• Alamanda Alamanda International Institute of Social Studies-Erasmus University, Universitas Indonesia



income inequality, poverty, infrastructure, social aid, subsidy, grant


Income inequality and poverty have become key issues in development studies since the 1970s. Although theoretically there are various factors associated with the incidence of poverty and income inequality, choices regarding the types and structure of government expenditure are often quoted as one of the crucial determinants. However, the evidence is still inconclusive, and the research about these issues in the case of Indonesia is still minimum. This paper tries to contribute to the discussion by analysing a panel data set of 33 provinces from 2005 to 2017 to examine the effect of different types of government expenditure on income inequality and poverty in Indonesia.
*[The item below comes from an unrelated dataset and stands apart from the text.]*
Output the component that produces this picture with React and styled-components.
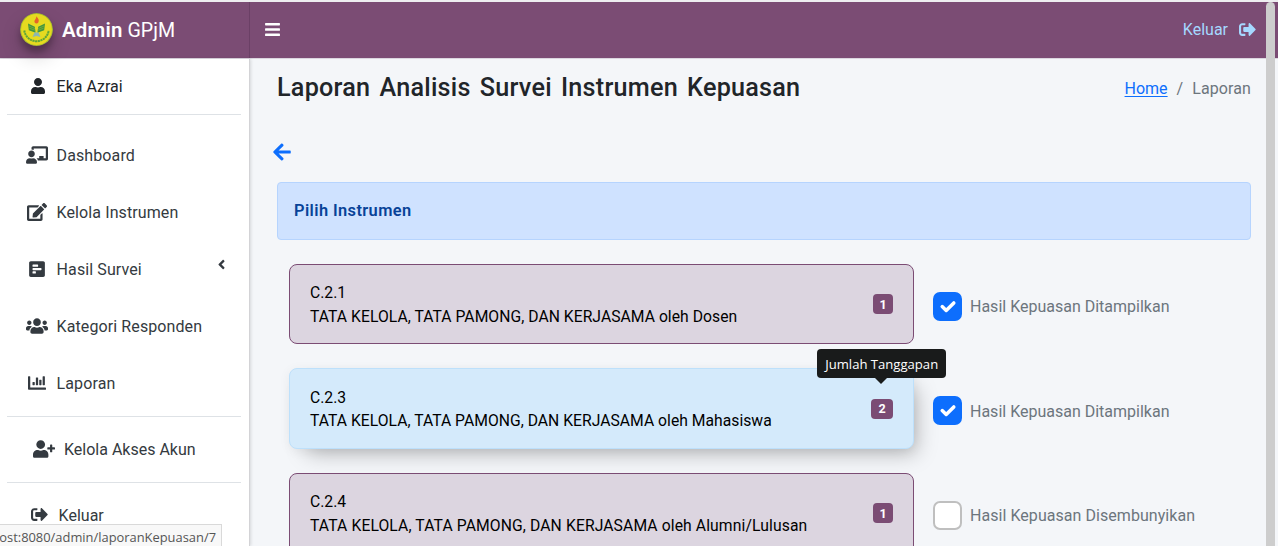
import React from "react";
import styled, { createGlobalStyle, css } from "styled-components";
import {
  FaUser, FaChalkboardTeacher, FaEdit, FaPollH, FaUsers, FaChartBar,
  FaUserPlus, FaSignOutAlt, FaAngleLeft, FaBars, FaArrowLeft,
} from "react-icons/fa";

const Global = createGlobalStyle`
  * { box-sizing: border-box; }
  body {
    margin: 0;
    overflow: hidden;
    background: #f4f6f9;
    font-family: Roboto, "Liberation Sans", sans-serif;
    font-size: 16px;
    color: #212529;
  }
`;

const Text = styled.span`
  white-space: nowrap;
  letter-spacing: ${(p) => p.$ls || 0}px;
`;

const Page = styled.div`
  position: relative;
  height: 546px;
  overflow: hidden;
  border-top: 2px solid #eeedf0;
  display: flex;
  flex-direction: column;
`;

const Header = styled.header`
  display: flex;
  flex: none;
  height: 57px;
  background: #7b4c74;
  border-bottom: 1px solid #dcd6df;
  color: #fff;
`;

const Brand = styled.div`
  display: flex;
  align-items: center;
  width: 250px;
  padding-left: 20px;
  border-right: 1px solid #6b4066;
  font-size: 20.4px;
`;

const Logo = styled.svg`
  position: relative;
  z-index: 2;
  width: 33px;
  height: 33px;
  margin: -2px 9px 0 0;
  border-radius: 50%;
  box-shadow: 0 10px 20px rgba(0, 0, 0, 0.19), 0 6px 6px rgba(0, 0, 0, 0.23);
`;

const BrandName = styled(Text)`
  font-weight: ${(p) => (p.$bold ? 600 : 400)};
  margin-right: ${(p) => (p.$bold ? 5 : 0)}px;
  ${(p) => !p.$bold && "font-size: 19.6px;"}
`;

const TopBar = styled.div`
  display: flex;
  flex: 1;
  align-items: center;
  justify-content: space-between;
  padding: 0 22px 1px 14px;
`;

const Logout = styled.a`
  display: flex;
  align-items: center;
  gap: 11px;
  color: #a5d8ff;
`;

const Body = styled.div`
  display: flex;
  flex: 1;
  min-height: 0;
`;

const Sidebar = styled.aside`
  width: 250px;
  flex: none;
  padding: 0 8px 0 7px;
  background: #fff;
  border-right: 1px solid #d3d3d6;
  box-shadow: 1px 0 3px rgba(0, 0, 0, 0.12);
`;

const Rule = styled.hr`
  height: 1px;
  margin: 0;
  border: 0;
  background: #dee2e6;
`;

const NavItem = styled.div`
  display: flex;
  align-items: center;
  height: ${(p) => p.$h || 57}px;
  padding-left: ${(p) => p.$indent || 18}px;
  color: ${(p) => (p.$dark ? "#212529" : "#343a40")};
`;

const NavIcon = styled.span`
  display: flex;
  justify-content: center;
  width: ${(p) => p.$w || 24}px;
  margin-right: ${(p) => p.$gap || 7.6}px;
  padding-bottom: 2px;
`;

const Chevron = styled(FaAngleLeft)`
  margin: 0 12px 11px auto;
`;

const NavList = styled.nav`
  padding: 12px 0 4px;
`;

const Main = styled.main`
  flex: 1;
  padding: 0 27px;
`;

const TitleRow = styled.div`
  display: flex;
  align-items: center;
  justify-content: space-between;
  height: 59px;
`;

const Title = styled.h1`
  margin: 0 0 2px;
  font-size: 25.2px;
  font-weight: 500;
  white-space: nowrap;
  letter-spacing: 0.23px;
  word-spacing: 2.7px;
`;

const Crumbs = styled.div`
  display: flex;
  gap: 9px;
  color: #6c757d;
  a { color: #0d6efd; text-decoration: underline; text-underline-offset: 2px; }
`;

const Back = styled.div`
  display: flex;
  align-items: center;
  height: 64px;
  margin-left: -5px;
  padding-top: 4px;
  color: #0d6efd;
`;

const Alert = styled.div`
  display: flex;
  align-items: center;
  height: 58px;
  padding: 0 0 1px 16px;
  background: #cfe2ff;
  border: 1px solid #b6d4fe;
  border-radius: 4px;
  color: #084298;
  font-size: 16.4px;
  font-weight: 600;
`;

const Rows = styled.div`
  display: grid;
  grid-auto-rows: 80.6px;
  gap: 24px;
  padding: 23.8px 0 0 12px;
`;

const Row = styled.div`
  display: grid;
  grid-template-columns: 625px 1fr;
  gap: 19px;
`;

const Card = styled.a`
  display: flex;
  align-items: center;
  justify-content: space-between;
  padding: 0 20px;
  border: 1px solid #7b4c74;
  border-radius: 8px;
  background: #dcd5e0;
  color: #000;
  ${(p) => p.$active && css`
    border-color: #bde0fb;
    background: #d4eafb;
    box-shadow: 10px 12px 20px -8px rgba(0, 0, 0, 0.27), 0 2px 12px rgba(0, 0, 0, 0.06);
  `}
`;

const CardText = styled.div`
  display: flex;
  flex-direction: column;
  padding-top: 1px;
  font-size: 15.7px;
  line-height: 23.4px;
`;

const Badge = styled.span`
  position: relative;
  display: flex;
  align-items: center;
  justify-content: center;
  min-width: 20px;
  height: 20px;
  padding: 0 ${(p) => (p.$wide ? 7.3 : 6)}px;
  border-radius: 4px;
  background: #7b4c74;
  color: #fff;
  font-size: 12.6px;
  font-weight: 700;
`;

const Tooltip = styled.span`
  position: absolute;
  left: -54px;
  bottom: 41px;
  width: 129px;
  height: 29px;
  border-radius: 4px;
  background: #191b1b;
  font: 400 13.1px/31px "Open Sans", sans-serif;
  text-align: center;
  white-space: nowrap;
  &::after {
    content: "";
    position: absolute;
    left: 58px;
    top: 29px;
    border: 6px solid transparent;
    border-top-color: #191b1b;
    border-bottom: 0;
  }
`;

const Toggle = styled.label`
  display: flex;
  align-items: center;
  gap: 8px;
  padding-top: 4px;
  color: #6c757d;
`;

const ToggleText = styled(Text)`
  padding-top: 1px;
`;

const Box = styled.span`
  display: flex;
  width: 29px;
  height: 29px;
  border: 2px solid ${(p) => (p.$on ? "#0d6efd" : "#bfbfbf")};
  border-radius: 7px;
  background: ${(p) => (p.$on ? "#0d6efd" : "#fff")};
`;

const ScrollThumb = styled.div`
  position: absolute;
  z-index: 3;
  top: 0;
  right: 3px;
  width: 9px;
  height: 600px;
  border-radius: 5px;
  background: #cdcdcd;
`;

const StatusUrl = styled.div`
  position: absolute;
  z-index: 4;
  left: 0;
  bottom: 0;
  display: flex;
  align-items: center;
  justify-content: flex-end;
  width: 222px;
  height: 22px;
  padding: 3px 5px 0 0;
  border: 1px solid #d9d9d9;
  border-left: 0;
  border-bottom: 0;
  background: #f8f8f8;
  color: #555;
  font: 12.9px "Open Sans", sans-serif;
`;

const Emblem = () => (
  <Logo viewBox="0 0 33 33">
    <circle cx="16.5" cy="16.5" r="16.5" fill="#a3bd2c" />
    <circle cx="16.5" cy="16.5" r="15.4" fill="#e6da20" />
    <path d="M4.300 17.500a12.300 12.300 0 0 0 24.400 0" fill="none" stroke="#5fa53a" strokeWidth="2" strokeDasharray="2.200 .5" />
    <path d="M16.500 3.200c1.800 2.600 3 3.600 1.800 6.200-.8 1.400-2.800 1.400-3.600 0-.9-2.200 1.400-3.200 1.800-6.200z" fill="#e5632a" />
    <path d="M8 10.500l6.800 3.200.8 6-6.800-2.400zM25 10.500l-6.800 3.200-.8 6 6.800-2.400z" fill="#42953f" />
    <path d="M9 13l6 2.600M9.400 15.200l6 2.200M24 13l-6 2.600M23.600 15.200l-6 2.200" stroke="#8fba38" strokeWidth=".6" />
    <path d="M12.500 24l2-4.400h4l2 4.400-4-1z" fill="#8bb6b3" />
  </Logo>
);

const Check = () => (
  <svg width="25" height="25" viewBox="0 0 25 25">
    <path d="M7.200 12.600l4 3.900L18.800 8.900" fill="none" stroke="#fff" strokeWidth="3.500" strokeLinecap="round" strokeLinejoin="round" />
  </svg>
);

const NAV = [
  { icon: FaChalkboardTeacher, size: 22, label: "Dashboard" },
  { icon: FaEdit, size: 20, label: "Kelola Instrumen" },
  { icon: FaPollH, size: 18, label: "Hasil Survei", sub: true },
  { icon: FaUsers, size: 22, label: "Kategori Responden" },
  { icon: FaChartBar, size: 18, label: "Laporan" },
];

const ITEMS = [
  { code: "C.2.1", text: "TATA KELOLA, TATA PAMONG, DAN KERJASAMA oleh Dosen", n: 1, on: true, ls: 0.04 },
  { code: "C.2.3", text: "TATA KELOLA, TATA PAMONG, DAN KERJASAMA oleh Mahasiswa", n: 2, on: true, ls: 0.02, active: true },
  { code: "C.2.4", text: "TATA KELOLA, TATA PAMONG, DAN KERJASAMA oleh Alumni/Lulusan", n: 1, on: false, ls: 0.11 },
];

export default function App() {
  return (
    <Page>
      <Global />
      <Header>
        <Brand>
          <Emblem />
          <BrandName $bold $ls={0.2}>Admin</BrandName>
          <BrandName>GPjM</BrandName>
        </Brand>
        <TopBar>
          <FaBars size={17} />
          <Logout><Text>Keluar</Text><FaSignOutAlt size={17} /></Logout>
        </TopBar>
      </Header>
      <Body>
        <Sidebar>
          <NavItem $h={55} $dark>
            <NavIcon $w={26} $gap={5.6}><FaUser size={16} /></NavIcon>
            <Text>Eka Azrai</Text>
          </NavItem>
          <Rule />
          <NavList>
            {NAV.map(({ icon: Icon, size, label, sub }) => (
              <NavItem key={label}>
                <NavIcon><Icon size={size} /></NavIcon>
                <Text $ls={0.1}>{label}</Text>
                {sub && <Chevron size={15} />}
              </NavItem>
            ))}
          </NavList>
          <Rule />
          <NavItem $h={65} $indent={25}>
            <NavIcon $gap={8}><FaUserPlus size={22} /></NavIcon>
            <Text>Kelola Akses Akun</Text>
          </NavItem>
          <Rule />
          <NavItem $h={65} $indent={20}>
            <NavIcon><FaSignOutAlt size={17} /></NavIcon>
            <Text>Keluar</Text>
          </NavItem>
        </Sidebar>
        <Main>
          <TitleRow>
            <Title>Laporan Analisis Survei Instrumen Kepuasan</Title>
            <Crumbs>
              <a><Text>Home</Text></a>
              <span>/</span>
              <Text $ls={0.1}>Laporan</Text>
            </Crumbs>
          </TitleRow>
          <Back><FaArrowLeft size={20} /></Back>
          <Alert><Text $ls={0.4}>Pilih Instrumen</Text></Alert>
          <Rows>
            {ITEMS.map((it) => (
              <Row key={it.code}>
                <Card $active={it.active}>
                  <CardText>
                    <Text>{it.code}</Text>
                    <Text $ls={it.ls}>{it.text}</Text>
                  </CardText>
                  <Badge $wide={it.active}>
                    {it.n}
                    {it.active && <Tooltip>Jumlah Tanggapan</Tooltip>}
                  </Badge>
                </Card>
                <Toggle>
                  <Box $on={it.on}>{it.on && <Check />}</Box>
                  <ToggleText $ls={it.on ? 0 : 0.05}>{it.on ? "Hasil Kepuasan Ditampilkan" : "Hasil Kepuasan Disembunyikan"}</ToggleText>
                </Toggle>
              </Row>
            ))}
          </Rows>
        </Main>
      </Body>
      <ScrollThumb />
      <StatusUrl><Text>ost:8080/admin/laporanKepuasan/7</Text></StatusUrl>
    </Page>
  );
}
Using the fixed effect, random effect, and Seemingly Unrelated Regression (SURE) system, this paper finds that social aid, subsidy and grant expenditure have an insignificant effect on reducing income inequality and poverty in Indonesia. However, the empirical evidence suggests that infrastructure spending has a negative correlation with income inequality in urban areas (when using the random effect model), and rural areas (when using the fixed effect model). In addition, infrastructure expenditure is also negatively and significantly correlated with poverty in Indonesia, and the impact is more significant in rural than urban areas.